Pragmatic problem solving with machine learning is rarely an exact science, and you might have assumptions about your data or problem which turn out to be false. Don’t get discouraged. Instead, foster a habit of trying new things, measuring success, and comparing results across iterations.
Extended Learning
This information hasn’t been covered in the above video but is provided for the advanced reader.
Linear models
One of the most common models covered in introductory coursework, linear models simply describe the relationship between a set of input numbers and a set of output numbers through a linear function (think of y = mx + b or a line on a x vs y chart).
Classification tasks often use a strongly related logistic model, which adds an additional transformation mapping the output of the linear function to the range [0, 1], interpreted as “probability of being in the target class.” Linear models are fast to train and give you a great baseline against which to compare more complex models. A lot of media buzz is given to more complex models, but for most new problems, consider starting with a simple model.
Tree-based models
Tree-based models are probably the second most common model type covered in introductory coursework.
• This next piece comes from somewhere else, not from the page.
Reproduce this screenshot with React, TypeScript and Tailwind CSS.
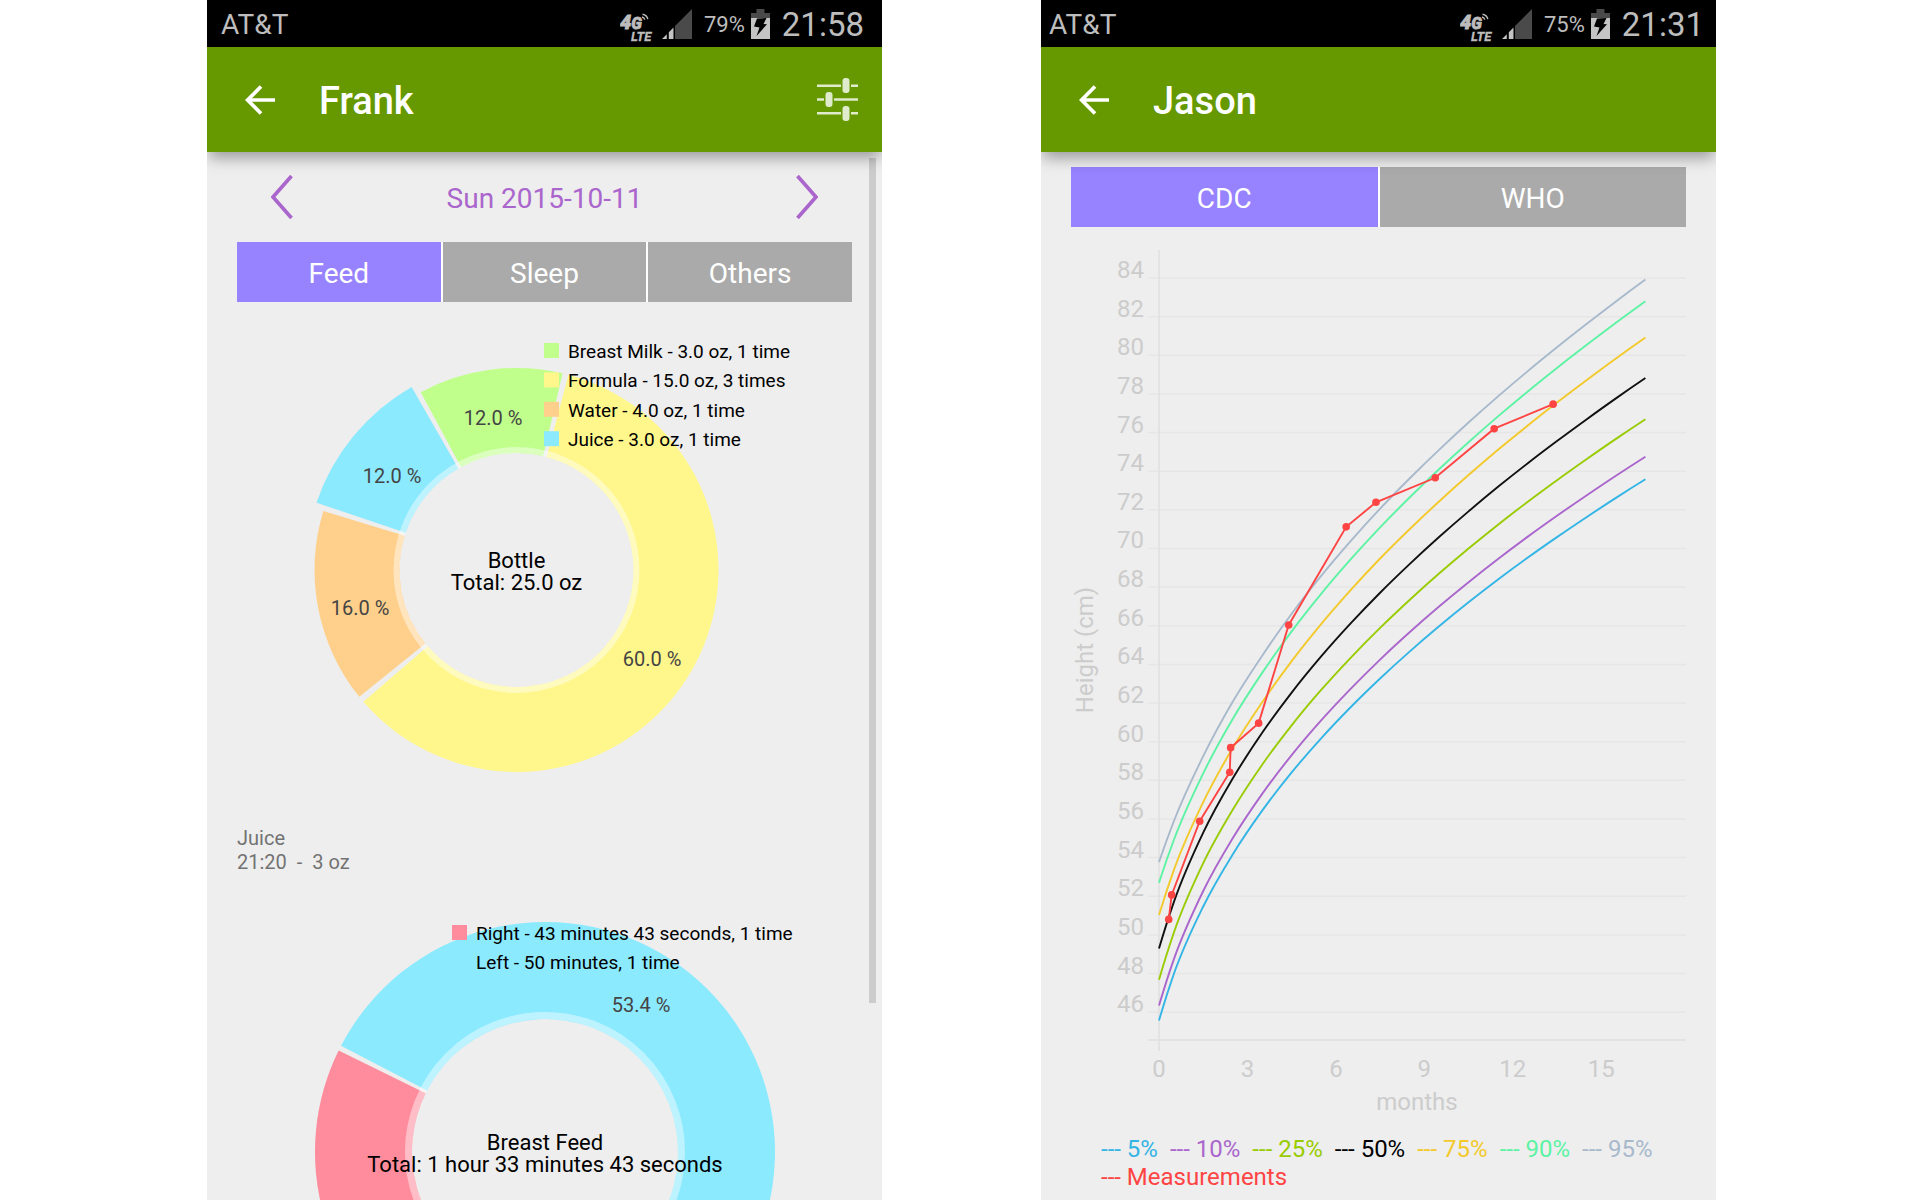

They learn to categorize or regress by building an extremely large structure of nested if/else blocks, splitting the world into different regions at each if/else block. Training determines exactly where these splits happen and what value is assigned at each leaf region.
For example, if you’re trying to determine if a light sensor is in sunlight or shadow, you might train tree of depth 1 with the final learned configuration being something like if (sensor_value > 0.698), then return 1; else return 0;. The tree-based model XGBoost is commonly used as an off-the-shelf implementation for this kind of model and includes enhancements beyond what is discussed here. Try tree-based models to quickly get a baseline before moving on to more complex models.
Deep learning models
Extremely popular and powerful, deep learning is a modern approach based around a conceptual model of how the human brain functions. The model (also called a neural network) is composed of collections of neurons (very simple computational units) connected together by weights (mathematical representations of how much information to allow to flow from one neuron to the next). The process of training involves finding values for each weight.
Various neural network structures have been determined for modeling different kinds of problems or processing different kinds of data.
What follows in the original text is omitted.